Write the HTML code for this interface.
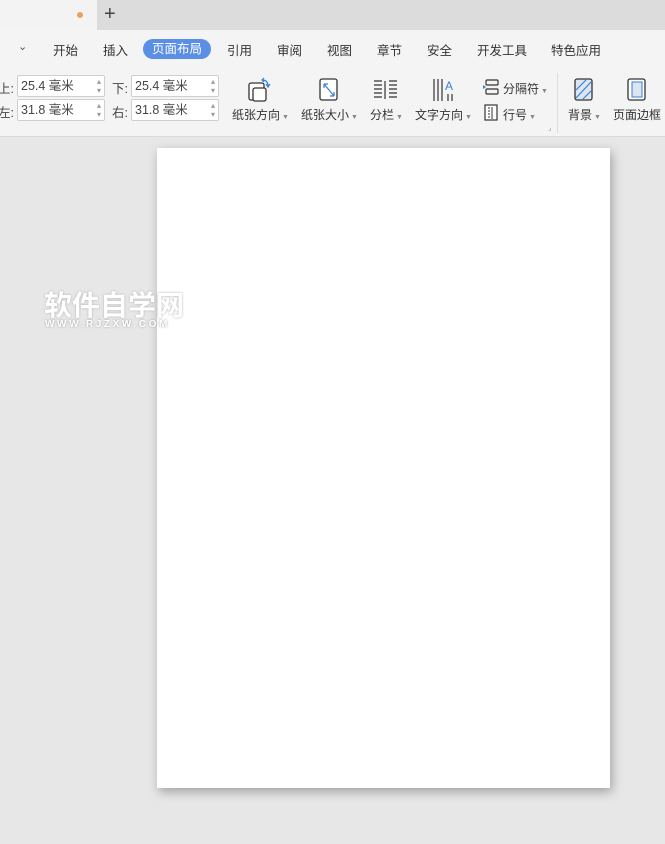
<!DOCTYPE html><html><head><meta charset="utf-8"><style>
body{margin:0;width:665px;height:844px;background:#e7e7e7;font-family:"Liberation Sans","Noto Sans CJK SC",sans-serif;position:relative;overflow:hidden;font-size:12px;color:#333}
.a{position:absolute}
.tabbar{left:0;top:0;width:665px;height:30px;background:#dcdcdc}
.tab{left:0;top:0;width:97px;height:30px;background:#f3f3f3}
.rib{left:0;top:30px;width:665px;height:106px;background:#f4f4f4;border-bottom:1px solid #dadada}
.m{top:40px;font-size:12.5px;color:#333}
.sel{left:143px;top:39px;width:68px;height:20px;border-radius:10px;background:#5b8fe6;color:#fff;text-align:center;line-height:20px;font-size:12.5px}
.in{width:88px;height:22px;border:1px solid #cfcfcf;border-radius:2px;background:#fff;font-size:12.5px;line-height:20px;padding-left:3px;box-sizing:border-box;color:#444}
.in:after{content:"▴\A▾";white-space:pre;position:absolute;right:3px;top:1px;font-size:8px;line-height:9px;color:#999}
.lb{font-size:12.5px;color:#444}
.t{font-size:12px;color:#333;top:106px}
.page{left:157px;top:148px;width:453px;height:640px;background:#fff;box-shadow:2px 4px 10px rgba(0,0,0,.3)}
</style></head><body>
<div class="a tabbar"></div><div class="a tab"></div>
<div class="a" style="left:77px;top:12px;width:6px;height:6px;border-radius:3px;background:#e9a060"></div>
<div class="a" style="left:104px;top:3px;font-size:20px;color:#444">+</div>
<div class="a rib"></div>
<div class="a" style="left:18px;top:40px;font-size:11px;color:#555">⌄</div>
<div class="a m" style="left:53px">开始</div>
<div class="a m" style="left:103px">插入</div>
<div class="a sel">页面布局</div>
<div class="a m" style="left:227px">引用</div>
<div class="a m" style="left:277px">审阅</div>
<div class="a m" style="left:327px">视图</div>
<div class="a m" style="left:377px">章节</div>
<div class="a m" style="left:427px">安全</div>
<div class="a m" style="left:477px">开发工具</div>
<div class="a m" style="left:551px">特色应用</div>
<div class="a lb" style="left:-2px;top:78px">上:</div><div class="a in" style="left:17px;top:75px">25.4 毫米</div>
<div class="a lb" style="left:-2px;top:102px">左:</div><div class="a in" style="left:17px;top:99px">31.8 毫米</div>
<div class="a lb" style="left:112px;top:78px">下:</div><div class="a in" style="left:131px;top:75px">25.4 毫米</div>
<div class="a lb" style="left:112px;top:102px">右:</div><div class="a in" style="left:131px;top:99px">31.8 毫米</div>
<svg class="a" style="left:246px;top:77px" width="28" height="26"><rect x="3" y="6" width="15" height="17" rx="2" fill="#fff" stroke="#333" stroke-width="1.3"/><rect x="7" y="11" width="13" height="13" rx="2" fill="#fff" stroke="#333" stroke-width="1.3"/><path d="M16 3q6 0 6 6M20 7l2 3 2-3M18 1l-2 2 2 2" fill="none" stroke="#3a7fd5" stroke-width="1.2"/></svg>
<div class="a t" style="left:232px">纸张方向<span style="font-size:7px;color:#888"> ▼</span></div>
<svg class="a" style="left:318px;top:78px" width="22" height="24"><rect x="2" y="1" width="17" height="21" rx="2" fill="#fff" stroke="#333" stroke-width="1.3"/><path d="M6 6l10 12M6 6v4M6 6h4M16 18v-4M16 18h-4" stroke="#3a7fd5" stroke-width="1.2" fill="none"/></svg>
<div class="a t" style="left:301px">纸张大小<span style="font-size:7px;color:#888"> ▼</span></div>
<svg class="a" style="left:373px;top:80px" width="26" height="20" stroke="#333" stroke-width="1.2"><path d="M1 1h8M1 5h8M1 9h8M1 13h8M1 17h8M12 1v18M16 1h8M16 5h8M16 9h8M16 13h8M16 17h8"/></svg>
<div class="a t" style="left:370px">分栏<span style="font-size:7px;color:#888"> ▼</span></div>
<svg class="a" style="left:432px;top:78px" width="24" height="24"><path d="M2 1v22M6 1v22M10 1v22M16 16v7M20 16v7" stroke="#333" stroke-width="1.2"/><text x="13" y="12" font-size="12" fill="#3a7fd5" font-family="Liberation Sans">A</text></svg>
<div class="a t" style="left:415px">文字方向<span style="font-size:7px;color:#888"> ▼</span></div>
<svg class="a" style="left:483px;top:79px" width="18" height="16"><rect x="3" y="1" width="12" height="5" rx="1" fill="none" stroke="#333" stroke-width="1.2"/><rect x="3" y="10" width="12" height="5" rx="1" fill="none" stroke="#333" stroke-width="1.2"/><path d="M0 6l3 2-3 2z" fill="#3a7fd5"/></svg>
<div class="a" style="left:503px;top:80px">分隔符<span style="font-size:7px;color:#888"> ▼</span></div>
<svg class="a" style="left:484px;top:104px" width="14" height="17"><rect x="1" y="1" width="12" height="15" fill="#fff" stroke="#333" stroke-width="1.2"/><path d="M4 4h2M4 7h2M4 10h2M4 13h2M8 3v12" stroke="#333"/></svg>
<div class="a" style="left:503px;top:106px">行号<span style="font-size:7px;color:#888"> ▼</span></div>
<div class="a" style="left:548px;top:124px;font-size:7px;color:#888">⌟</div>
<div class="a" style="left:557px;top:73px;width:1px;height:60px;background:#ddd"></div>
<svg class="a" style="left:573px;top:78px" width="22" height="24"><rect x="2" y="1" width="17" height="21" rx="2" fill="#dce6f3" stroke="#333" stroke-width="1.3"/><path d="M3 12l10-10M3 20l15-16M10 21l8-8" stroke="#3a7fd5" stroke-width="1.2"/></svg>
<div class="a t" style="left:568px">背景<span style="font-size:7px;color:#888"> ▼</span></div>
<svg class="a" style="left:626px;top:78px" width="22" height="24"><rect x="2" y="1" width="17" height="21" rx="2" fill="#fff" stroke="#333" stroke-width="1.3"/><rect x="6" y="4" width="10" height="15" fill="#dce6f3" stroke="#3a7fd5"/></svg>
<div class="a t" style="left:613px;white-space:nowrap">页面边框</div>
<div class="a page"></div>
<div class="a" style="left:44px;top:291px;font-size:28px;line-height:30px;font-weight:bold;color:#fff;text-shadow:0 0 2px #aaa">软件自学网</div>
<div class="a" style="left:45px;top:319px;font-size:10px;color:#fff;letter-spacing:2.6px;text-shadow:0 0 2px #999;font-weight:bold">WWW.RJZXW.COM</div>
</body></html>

- - - -

▶ **What you are asked to do**:
Transcribe the material as is, with images omitted.

▶ **Written response**:
Write the HTML code for this interface.
<!DOCTYPE html><html><head><meta charset="utf-8"><style>
body{margin:0;width:665px;height:844px;background:#e7e7e7;font-family:"Liberation Sans","Noto Sans CJK SC",sans-serif;position:relative;overflow:hidden;font-size:12px;color:#333}
.a{position:absolute}
.tabbar{left:0;top:0;width:665px;height:30px;background:#dcdcdc}
.tab{left:0;top:0;width:97px;height:30px;background:#f3f3f3}
.rib{left:0;top:30px;width:665px;height:106px;background:#f4f4f4;border-bottom:1px solid #dadada}
.m{top:40px;font-size:12.5px;color:#333}
.sel{left:143px;top:39px;width:68px;height:20px;border-radius:10px;background:#5b8fe6;color:#fff;text-align:center;line-height:20px;font-size:12.5px}
.in{width:88px;height:22px;border:1px solid #cfcfcf;border-radius:2px;background:#fff;font-size:12.5px;line-height:20px;padding-left:3px;box-sizing:border-box;color:#444}
.in:after{content:"▴\A▾";white-space:pre;position:absolute;right:3px;top:1px;font-size:8px;line-height:9px;color:#999}
.lb{font-size:12.5px;color:#444}
.t{font-size:12px;color:#333;top:106px}
.page{left:157px;top:148px;width:453px;height:640px;background:#fff;box-shadow:2px 4px 10px rgba(0,0,0,.3)}
</style></head><body>
<div class="a tabbar"></div><div class="a tab"></div>
<div class="a" style="left:77px;top:12px;width:6px;height:6px;border-radius:3px;background:#e9a060"></div>
<div class="a" style="left:104px;top:3px;font-size:20px;color:#444">+</div>
<div class="a rib"></div>
<div class="a" style="left:18px;top:40px;font-size:11px;color:#555">⌄</div>
<div class="a m" style="left:53px">开始</div>
<div class="a m" style="left:103px">插入</div>
<div class="a sel">页面布局</div>
<div class="a m" style="left:227px">引用</div>
<div class="a m" style="left:277px">审阅</div>
<div class="a m" style="left:327px">视图</div>
<div class="a m" style="left:377px">章节</div>
<div class="a m" style="left:427px">安全</div>
<div class="a m" style="left:477px">开发工具</div>
<div class="a m" style="left:551px">特色应用</div>
<div class="a lb" style="left:-2px;top:78px">上:</div><div class="a in" style="left:17px;top:75px">25.4 毫米</div>
<div class="a lb" style="left:-2px;top:102px">左:</div><div class="a in" style="left:17px;top:99px">31.8 毫米</div>
<div class="a lb" style="left:112px;top:78px">下:</div><div class="a in" style="left:131px;top:75px">25.4 毫米</div>
<div class="a lb" style="left:112px;top:102px">右:</div><div class="a in" style="left:131px;top:99px">31.8 毫米</div>
<svg class="a" style="left:246px;top:77px" width="28" height="26"><rect x="3" y="6" width="15" height="17" rx="2" fill="#fff" stroke="#333" stroke-width="1.3"/><rect x="7" y="11" width="13" height="13" rx="2" fill="#fff" stroke="#333" stroke-width="1.3"/><path d="M16 3q6 0 6 6M20 7l2 3 2-3M18 1l-2 2 2 2" fill="none" stroke="#3a7fd5" stroke-width="1.2"/></svg>
<div class="a t" style="left:232px">纸张方向<span style="font-size:7px;color:#888"> ▼</span></div>
<svg class="a" style="left:318px;top:78px" width="22" height="24"><rect x="2" y="1" width="17" height="21" rx="2" fill="#fff" stroke="#333" stroke-width="1.3"/><path d="M6 6l10 12M6 6v4M6 6h4M16 18v-4M16 18h-4" stroke="#3a7fd5" stroke-width="1.2" fill="none"/></svg>
<div class="a t" style="left:301px">纸张大小<span style="font-size:7px;color:#888"> ▼</span></div>
<svg class="a" style="left:373px;top:80px" width="26" height="20" stroke="#333" stroke-width="1.2"><path d="M1 1h8M1 5h8M1 9h8M1 13h8M1 17h8M12 1v18M16 1h8M16 5h8M16 9h8M16 13h8M16 17h8"/></svg>
<div class="a t" style="left:370px">分栏<span style="font-size:7px;color:#888"> ▼</span></div>
<svg class="a" style="left:432px;top:78px" width="24" height="24"><path d="M2 1v22M6 1v22M10 1v22M16 16v7M20 16v7" stroke="#333" stroke-width="1.2"/><text x="13" y="12" font-size="12" fill="#3a7fd5" font-family="Liberation Sans">A</text></svg>
<div class="a t" style="left:415px">文字方向<span style="font-size:7px;color:#888"> ▼</span></div>
<svg class="a" style="left:483px;top:79px" width="18" height="16"><rect x="3" y="1" width="12" height="5" rx="1" fill="none" stroke="#333" stroke-width="1.2"/><rect x="3" y="10" width="12" height="5" rx="1" fill="none" stroke="#333" stroke-width="1.2"/><path d="M0 6l3 2-3 2z" fill="#3a7fd5"/></svg>
<div class="a" style="left:503px;top:80px">分隔符<span style="font-size:7px;color:#888"> ▼</span></div>
<svg class="a" style="left:484px;top:104px" width="14" height="17"><rect x="1" y="1" width="12" height="15" fill="#fff" stroke="#333" stroke-width="1.2"/><path d="M4 4h2M4 7h2M4 10h2M4 13h2M8 3v12" stroke="#333"/></svg>
<div class="a" style="left:503px;top:106px">行号<span style="font-size:7px;color:#888"> ▼</span></div>
<div class="a" style="left:548px;top:124px;font-size:7px;color:#888">⌟</div>
<div class="a" style="left:557px;top:73px;width:1px;height:60px;background:#ddd"></div>
<svg class="a" style="left:573px;top:78px" width="22" height="24"><rect x="2" y="1" width="17" height="21" rx="2" fill="#dce6f3" stroke="#333" stroke-width="1.3"/><path d="M3 12l10-10M3 20l15-16M10 21l8-8" stroke="#3a7fd5" stroke-width="1.2"/></svg>
<div class="a t" style="left:568px">背景<span style="font-size:7px;color:#888"> ▼</span></div>
<svg class="a" style="left:626px;top:78px" width="22" height="24"><rect x="2" y="1" width="17" height="21" rx="2" fill="#fff" stroke="#333" stroke-width="1.3"/><rect x="6" y="4" width="10" height="15" fill="#dce6f3" stroke="#3a7fd5"/></svg>
<div class="a t" style="left:613px;white-space:nowrap">页面边框</div>
<div class="a page"></div>
<div class="a" style="left:44px;top:291px;font-size:28px;line-height:30px;font-weight:bold;color:#fff;text-shadow:0 0 2px #aaa">软件自学网</div>
<div class="a" style="left:45px;top:319px;font-size:10px;color:#fff;letter-spacing:2.6px;text-shadow:0 0 2px #999;font-weight:bold">WWW.RJZXW.COM</div>
</body></html>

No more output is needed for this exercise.